Scrolling through the Kyousougiga page to make sure I got the timeline for OVA>ONA>TV right, I discovered a manga was released just a few weeks after the original pilot dropped. While it was never officially translated, some fan groups tackled the first volume and so I thought I might as well give it a read to see what the take was on it
Overall it is definitely closer to the pilot that the TV series, but told it a simple and more digestible way. Koto mysterious crashes in the Looking Glass City with no memories while the siblings slowly start to scheme about using her a sacrifice to bring their mother back. And while it is curious to see what a conventional take on the source material would look like, it really lacks the depth as a result.

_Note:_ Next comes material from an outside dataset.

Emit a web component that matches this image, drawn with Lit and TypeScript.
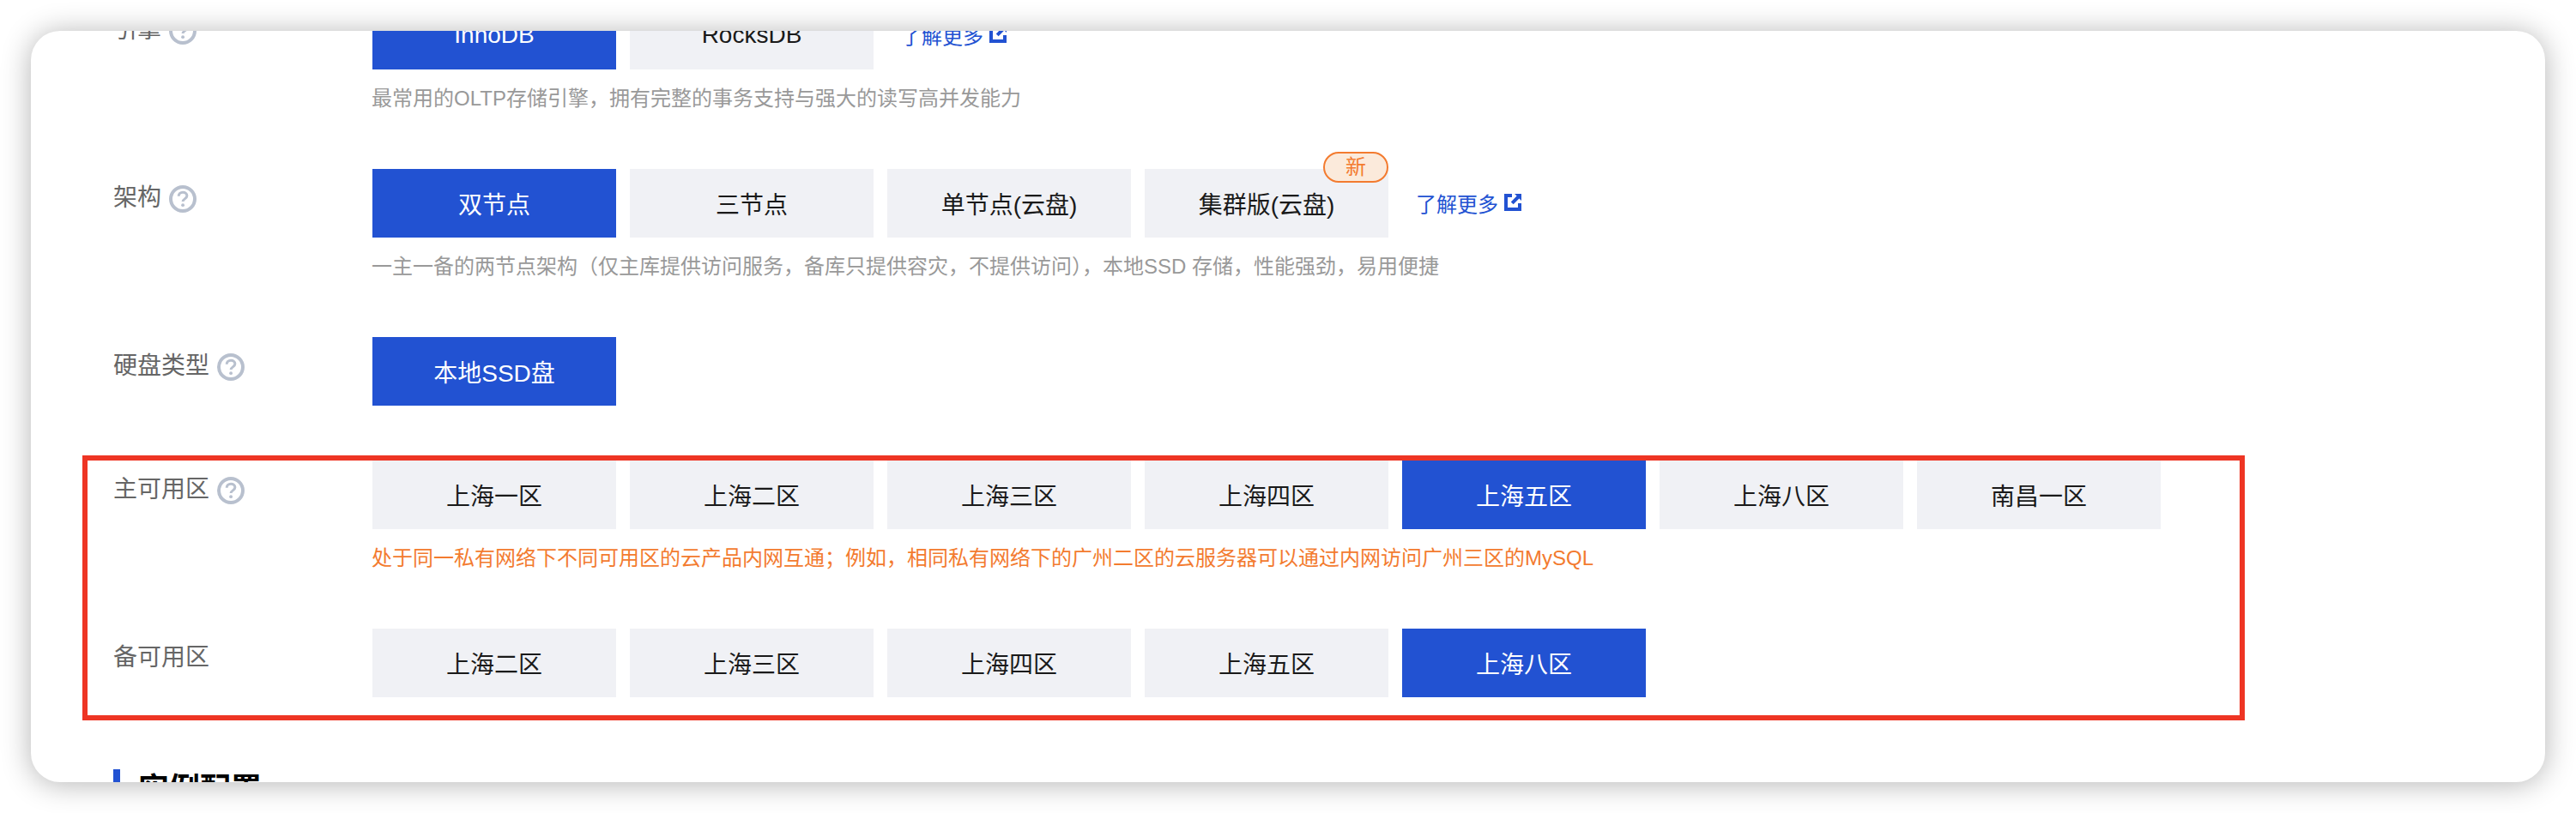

Even if Koto wasn't the type who's internal struggles could be easily read, you can really feel the different now that amnesia has made her a blank slate. Here there is nothing tying her to outside world, (even her hammer stolen from Shoko once she crashes) and the best we have to replace that interiority is a bunch of food jokes. Myoue also isn't given much reason to go to bat for her and try to depend her. Even when we get his focused chapters they spend little time together, and his depression and suicidality is replaced with essentially insinuations of being a mama's boy, and that Lady Koto's disappearance affected him the most. While there are a few lines in the pilot that also gesture to this, it makes me theorize that whatever his deal was here eventually developed into his subplot with Inari (who speaking of didn't even get an appearance or shout out in this volume)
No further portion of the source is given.